To Die in Mexico
- Author: John Gibler
- Language: English
- Genre: Non-fiction
- Publisher: City Lights Books
- Publication date: 2011
- Pages: 200
- ISBN: 978-0-87286-517-4

= To Die in Mexico =

2011 non-fiction book

To Die in Mexico: Dispatches from Inside the Drug War is a book by John Gibler published in 2011. This is his second book, following Mexico Unconquered: Chronicles of Power and Revolt (2009). The work combines reporting and discussion with people involved with and affected by Mexico's drug war.
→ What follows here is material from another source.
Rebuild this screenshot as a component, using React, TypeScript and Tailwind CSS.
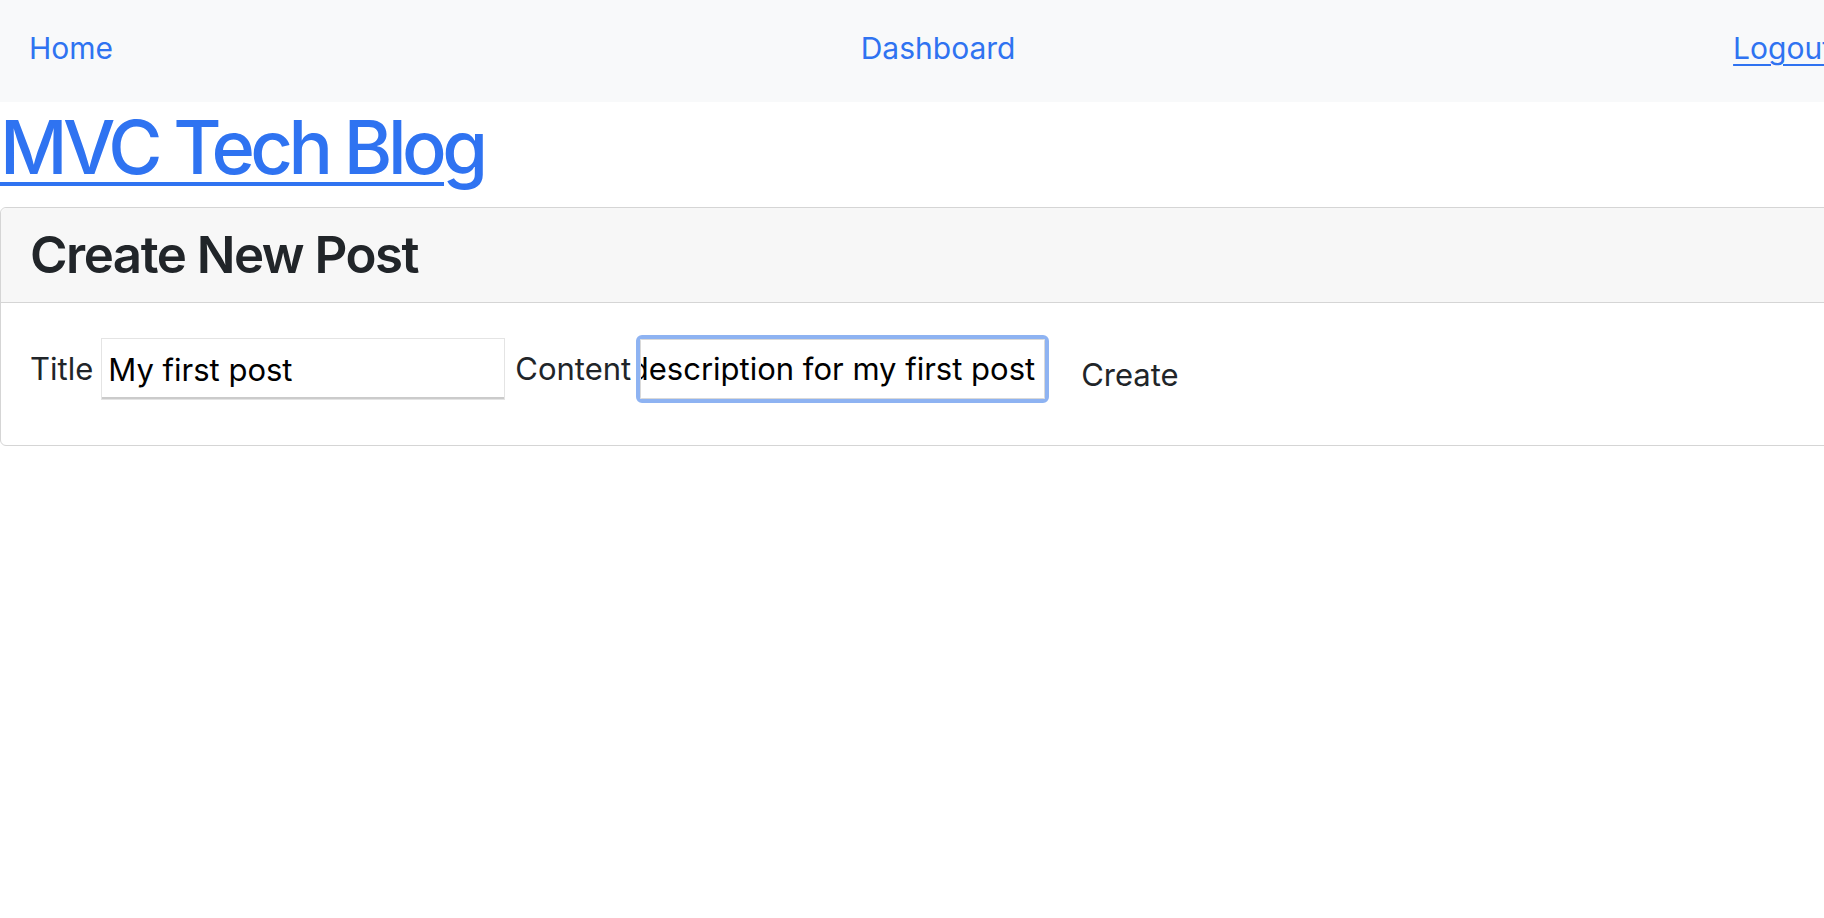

To Die in Mexico includes stories of kidnapped Mexican journalists, and family members of people killed in conflict.

==Inspiration==
The idea for To Die in Mexico came to Gibler after his experiences of covering the Zapatistas during 2006. When the Zapatistas issued the Sixth Declaration of the Lacandon Jungle and announced the sixth-month listening tour that would be the first phase of the Other Campaign, there was a special call out to the alternative media to accompany this tour and use that as a way into all the untold stories of Mexico's struggling peoples. This is how the author became involved.

The following events of 2006 provided material Gibler would later draw from: the police repression in San Salvador Atenco, controversies surrounding the 2006 Mexican general election, and the sixth-month-long unarmed uprising in Oaxaca.